Их дом находился близ Уэстона, в Коннектикуте, и, собственно говоря, представлял собой искусно перестроенный сарай. Когда собирались гости — друзья Грина, они и не подозревали, что Мэрилин Монро находилась здесь, в двух шагах от них. Во время их визитов, частых в уик-энд, Мэрилин, совершенно обессиленная, любезно — «для собственного блага» — позволяла просто-напросто запирать себя на ключ. И пока гости, оккупировав весь дом, смеялись, пили, веселились, Мэрилин должна была сидеть в сиреневой комнате, боясь пошевелиться, чтобы не обнаружить своего присутствия.

Милтон Грин пришел к убеждению, что, коль скоро всемирно известная актриса так легко подчинилась его безоговорочной власти, значит, богатство ему обеспечено, ведь он считал себя искушенным соблазнителем и одновременно опытным бизнесменом... Ему было и невдомек, что для бывшей приютской девочки из Соутелля решетки на окнах были лучше пустынного дома с распахнутыми настежь дверьми, где нет ни души.

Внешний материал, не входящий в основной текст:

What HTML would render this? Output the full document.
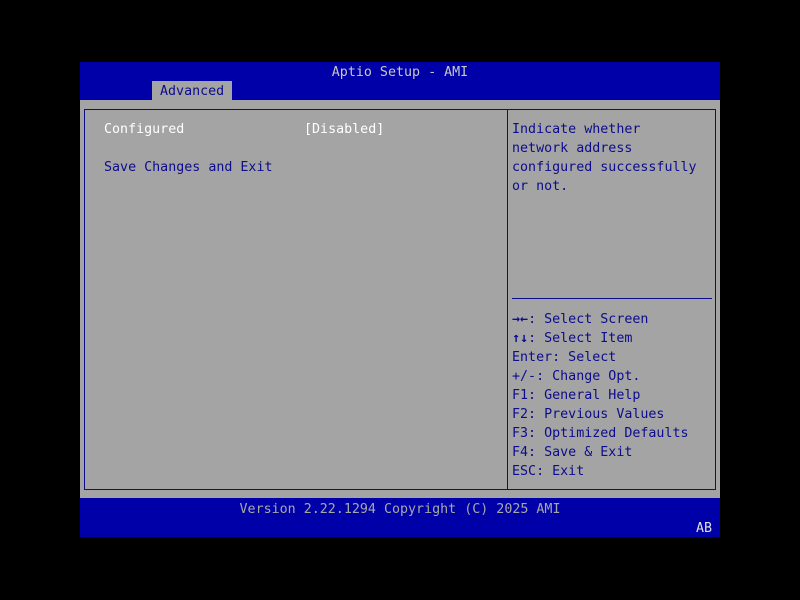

Занук отказывался реагировать на исчезновение Мэрилин. Занука волновал только Занук. Сначала журналист, потом сценарист, не сумевший добиться признания, он наконец, движимый лишь собственным неистовством, в тридцать три года стал вице-президентом «Фокс». Он велел построить себе кабинет такой же, как у Джорджа Вашингтона, с восточной баней наверху, с акустикой, как в соборе, и потолком, разрисованным фресками, изображавшими его во время охоты на льва, носорога и слона. Он держал свои длинные сигары, словно скипетр, ежечасно обращающийся в пепел; где-то в глубине души он сожалел, что должен рекламировать других, а не собственную персону.

Лассо

Заточенная у Гринов, притворно заверявших ее в своей нежной привязанности, Мэрилин Монро, звезда международного класса, великая Мэрилин снова стала оторопелой и послушной сироткой, временно взятой на иждивение семьей, ищущей побочного дохода. Подобно тому как она в детстве, лишенная ласки, называла мамой и папой родителей-кормильцев, рискуя быть за это наказанной, так теперь она считала дорогих Гринов своей семьей: хозяйку дома — сестрой, хозяина — старшим братом, младенца Джоша — своим сыном.